• [Request]: Will you repeat only the lines from the one with "Emit a component" through the one with "React.ReactNode; checked?: boolean", both included, leaving every picture out?

• [Record excerpts]:
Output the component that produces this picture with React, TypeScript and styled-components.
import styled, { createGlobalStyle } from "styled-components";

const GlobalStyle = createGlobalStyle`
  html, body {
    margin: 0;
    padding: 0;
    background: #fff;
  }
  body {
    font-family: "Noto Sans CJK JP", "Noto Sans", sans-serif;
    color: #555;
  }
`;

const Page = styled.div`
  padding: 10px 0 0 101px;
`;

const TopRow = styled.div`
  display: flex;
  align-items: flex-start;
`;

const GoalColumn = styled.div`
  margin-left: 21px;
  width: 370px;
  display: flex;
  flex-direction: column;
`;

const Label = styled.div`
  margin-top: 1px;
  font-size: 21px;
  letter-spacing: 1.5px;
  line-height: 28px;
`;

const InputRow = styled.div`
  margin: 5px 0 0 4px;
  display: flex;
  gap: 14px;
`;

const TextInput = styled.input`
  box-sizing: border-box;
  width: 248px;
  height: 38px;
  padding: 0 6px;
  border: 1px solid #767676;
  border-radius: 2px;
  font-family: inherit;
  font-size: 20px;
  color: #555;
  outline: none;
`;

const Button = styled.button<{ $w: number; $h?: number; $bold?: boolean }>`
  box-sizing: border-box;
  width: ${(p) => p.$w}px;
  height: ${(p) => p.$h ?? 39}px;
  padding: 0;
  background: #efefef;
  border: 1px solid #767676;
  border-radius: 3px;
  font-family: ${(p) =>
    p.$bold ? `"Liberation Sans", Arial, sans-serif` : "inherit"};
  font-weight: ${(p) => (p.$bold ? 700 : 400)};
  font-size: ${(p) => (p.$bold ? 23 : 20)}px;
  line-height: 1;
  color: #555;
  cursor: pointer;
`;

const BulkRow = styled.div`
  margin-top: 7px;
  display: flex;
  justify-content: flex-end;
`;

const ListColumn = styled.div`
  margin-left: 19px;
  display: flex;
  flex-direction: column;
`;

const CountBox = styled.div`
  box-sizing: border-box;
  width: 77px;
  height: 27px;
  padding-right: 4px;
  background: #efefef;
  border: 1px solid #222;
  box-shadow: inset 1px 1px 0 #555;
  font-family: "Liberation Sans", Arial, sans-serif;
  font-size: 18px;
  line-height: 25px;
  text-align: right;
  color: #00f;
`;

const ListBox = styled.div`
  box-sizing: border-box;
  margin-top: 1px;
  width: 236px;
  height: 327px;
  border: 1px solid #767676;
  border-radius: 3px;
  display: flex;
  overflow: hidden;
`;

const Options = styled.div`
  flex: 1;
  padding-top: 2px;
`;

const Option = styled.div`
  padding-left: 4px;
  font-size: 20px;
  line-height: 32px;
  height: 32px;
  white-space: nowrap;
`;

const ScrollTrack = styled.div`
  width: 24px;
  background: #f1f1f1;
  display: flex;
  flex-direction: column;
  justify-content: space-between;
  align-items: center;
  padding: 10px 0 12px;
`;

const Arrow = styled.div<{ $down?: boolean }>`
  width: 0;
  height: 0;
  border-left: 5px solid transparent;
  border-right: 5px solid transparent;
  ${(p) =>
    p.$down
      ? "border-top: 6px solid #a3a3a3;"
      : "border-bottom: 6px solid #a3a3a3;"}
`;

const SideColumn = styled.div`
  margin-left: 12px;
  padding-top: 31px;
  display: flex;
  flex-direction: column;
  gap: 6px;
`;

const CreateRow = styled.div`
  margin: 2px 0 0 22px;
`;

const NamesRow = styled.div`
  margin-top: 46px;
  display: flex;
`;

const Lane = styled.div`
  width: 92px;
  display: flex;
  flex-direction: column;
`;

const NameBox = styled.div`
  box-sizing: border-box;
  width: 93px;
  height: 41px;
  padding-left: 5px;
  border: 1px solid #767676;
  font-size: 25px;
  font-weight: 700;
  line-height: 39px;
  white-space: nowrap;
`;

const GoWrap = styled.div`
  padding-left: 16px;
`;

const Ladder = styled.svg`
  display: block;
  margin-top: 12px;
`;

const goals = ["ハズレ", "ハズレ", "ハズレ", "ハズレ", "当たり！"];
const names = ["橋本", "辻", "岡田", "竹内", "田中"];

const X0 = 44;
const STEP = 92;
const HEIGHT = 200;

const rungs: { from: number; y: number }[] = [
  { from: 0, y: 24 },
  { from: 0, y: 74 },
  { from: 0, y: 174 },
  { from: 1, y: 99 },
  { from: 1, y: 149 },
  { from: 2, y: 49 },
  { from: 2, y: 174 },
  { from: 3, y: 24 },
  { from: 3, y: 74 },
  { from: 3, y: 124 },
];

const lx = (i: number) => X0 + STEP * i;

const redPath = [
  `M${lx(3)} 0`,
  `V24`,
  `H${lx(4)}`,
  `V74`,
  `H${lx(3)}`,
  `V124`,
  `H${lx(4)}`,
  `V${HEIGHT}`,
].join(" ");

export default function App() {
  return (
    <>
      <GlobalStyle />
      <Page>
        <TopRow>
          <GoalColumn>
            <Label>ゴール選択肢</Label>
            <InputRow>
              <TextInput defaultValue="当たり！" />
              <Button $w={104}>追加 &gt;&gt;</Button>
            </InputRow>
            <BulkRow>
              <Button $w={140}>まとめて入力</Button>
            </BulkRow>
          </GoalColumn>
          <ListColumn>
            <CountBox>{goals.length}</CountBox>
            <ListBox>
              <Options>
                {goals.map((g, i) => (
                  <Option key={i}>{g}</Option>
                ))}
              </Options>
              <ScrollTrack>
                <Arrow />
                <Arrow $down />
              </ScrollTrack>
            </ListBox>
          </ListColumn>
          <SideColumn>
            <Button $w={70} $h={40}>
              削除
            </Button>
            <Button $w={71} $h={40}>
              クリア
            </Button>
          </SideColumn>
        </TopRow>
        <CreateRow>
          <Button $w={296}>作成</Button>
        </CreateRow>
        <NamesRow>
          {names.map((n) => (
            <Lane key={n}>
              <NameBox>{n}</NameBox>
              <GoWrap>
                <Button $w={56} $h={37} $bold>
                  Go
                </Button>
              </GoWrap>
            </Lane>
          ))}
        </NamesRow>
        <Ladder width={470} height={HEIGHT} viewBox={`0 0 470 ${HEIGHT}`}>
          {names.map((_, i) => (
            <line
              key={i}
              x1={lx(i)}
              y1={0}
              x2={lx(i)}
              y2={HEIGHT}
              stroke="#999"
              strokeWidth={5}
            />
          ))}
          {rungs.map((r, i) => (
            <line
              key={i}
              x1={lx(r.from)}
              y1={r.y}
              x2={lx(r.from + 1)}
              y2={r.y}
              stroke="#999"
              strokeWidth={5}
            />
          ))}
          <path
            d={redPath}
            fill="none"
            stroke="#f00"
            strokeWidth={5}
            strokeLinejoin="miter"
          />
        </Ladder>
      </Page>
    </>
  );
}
* * *
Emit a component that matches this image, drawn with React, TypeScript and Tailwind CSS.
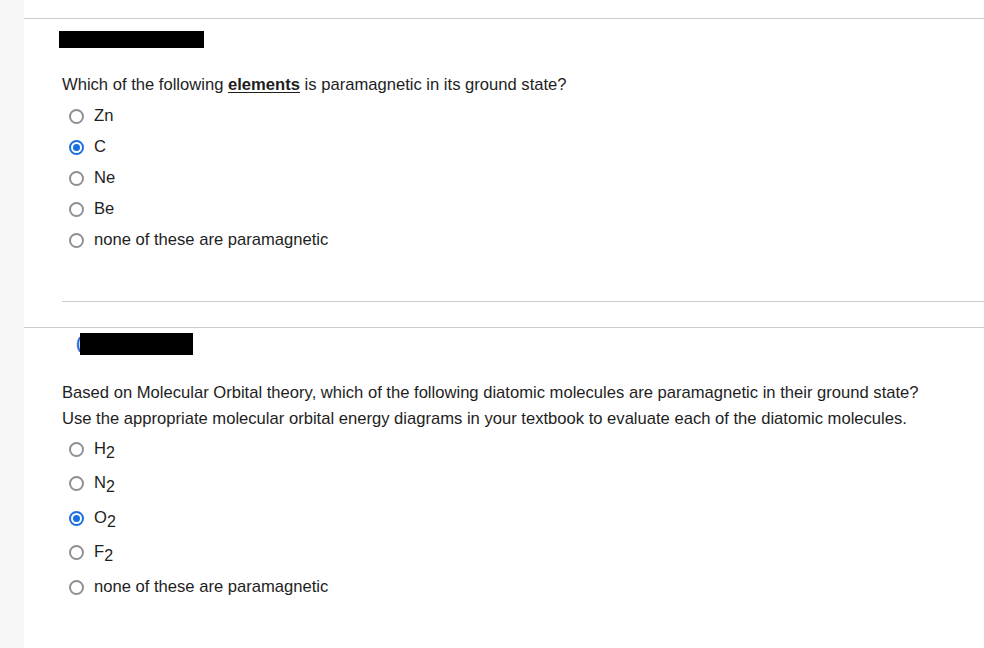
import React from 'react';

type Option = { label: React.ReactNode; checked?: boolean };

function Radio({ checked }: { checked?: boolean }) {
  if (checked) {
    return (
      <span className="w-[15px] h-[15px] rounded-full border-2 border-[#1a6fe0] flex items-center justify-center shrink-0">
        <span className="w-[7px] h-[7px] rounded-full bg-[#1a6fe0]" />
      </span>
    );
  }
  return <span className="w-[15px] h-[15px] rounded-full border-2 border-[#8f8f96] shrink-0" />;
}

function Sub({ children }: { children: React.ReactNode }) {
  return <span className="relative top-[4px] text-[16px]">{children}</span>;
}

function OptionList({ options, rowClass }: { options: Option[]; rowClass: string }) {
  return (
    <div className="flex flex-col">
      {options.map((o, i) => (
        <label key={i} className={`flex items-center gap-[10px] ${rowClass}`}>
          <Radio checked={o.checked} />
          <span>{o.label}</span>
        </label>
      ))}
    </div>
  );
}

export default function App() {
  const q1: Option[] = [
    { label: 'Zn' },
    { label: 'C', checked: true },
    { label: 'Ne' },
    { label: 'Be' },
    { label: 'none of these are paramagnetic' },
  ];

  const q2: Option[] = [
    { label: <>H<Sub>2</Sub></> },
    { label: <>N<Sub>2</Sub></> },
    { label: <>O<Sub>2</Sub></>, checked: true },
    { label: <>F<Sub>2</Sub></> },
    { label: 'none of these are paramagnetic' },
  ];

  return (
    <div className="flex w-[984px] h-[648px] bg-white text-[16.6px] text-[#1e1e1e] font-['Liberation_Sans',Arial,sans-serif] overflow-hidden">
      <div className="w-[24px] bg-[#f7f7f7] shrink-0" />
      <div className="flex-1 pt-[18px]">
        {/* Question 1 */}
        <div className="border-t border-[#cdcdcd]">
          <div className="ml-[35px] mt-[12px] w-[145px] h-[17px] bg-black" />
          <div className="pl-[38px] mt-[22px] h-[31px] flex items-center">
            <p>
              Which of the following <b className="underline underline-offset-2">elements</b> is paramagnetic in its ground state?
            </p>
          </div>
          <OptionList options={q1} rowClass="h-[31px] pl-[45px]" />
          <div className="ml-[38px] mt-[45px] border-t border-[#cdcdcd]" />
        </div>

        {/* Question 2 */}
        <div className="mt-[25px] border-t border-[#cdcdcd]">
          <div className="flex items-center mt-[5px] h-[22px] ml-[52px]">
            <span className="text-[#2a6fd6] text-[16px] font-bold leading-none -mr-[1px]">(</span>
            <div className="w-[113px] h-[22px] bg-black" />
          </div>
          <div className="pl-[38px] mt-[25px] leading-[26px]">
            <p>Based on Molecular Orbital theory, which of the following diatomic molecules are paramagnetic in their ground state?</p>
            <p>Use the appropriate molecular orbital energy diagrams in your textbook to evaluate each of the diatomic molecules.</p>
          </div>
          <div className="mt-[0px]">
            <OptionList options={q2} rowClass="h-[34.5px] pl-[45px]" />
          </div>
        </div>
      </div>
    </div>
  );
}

• [Response to the task]:
Emit a component that matches this image, drawn with React, TypeScript and Tailwind CSS.
import React from 'react';

type Option = { label: React.ReactNode; checked?: boolean };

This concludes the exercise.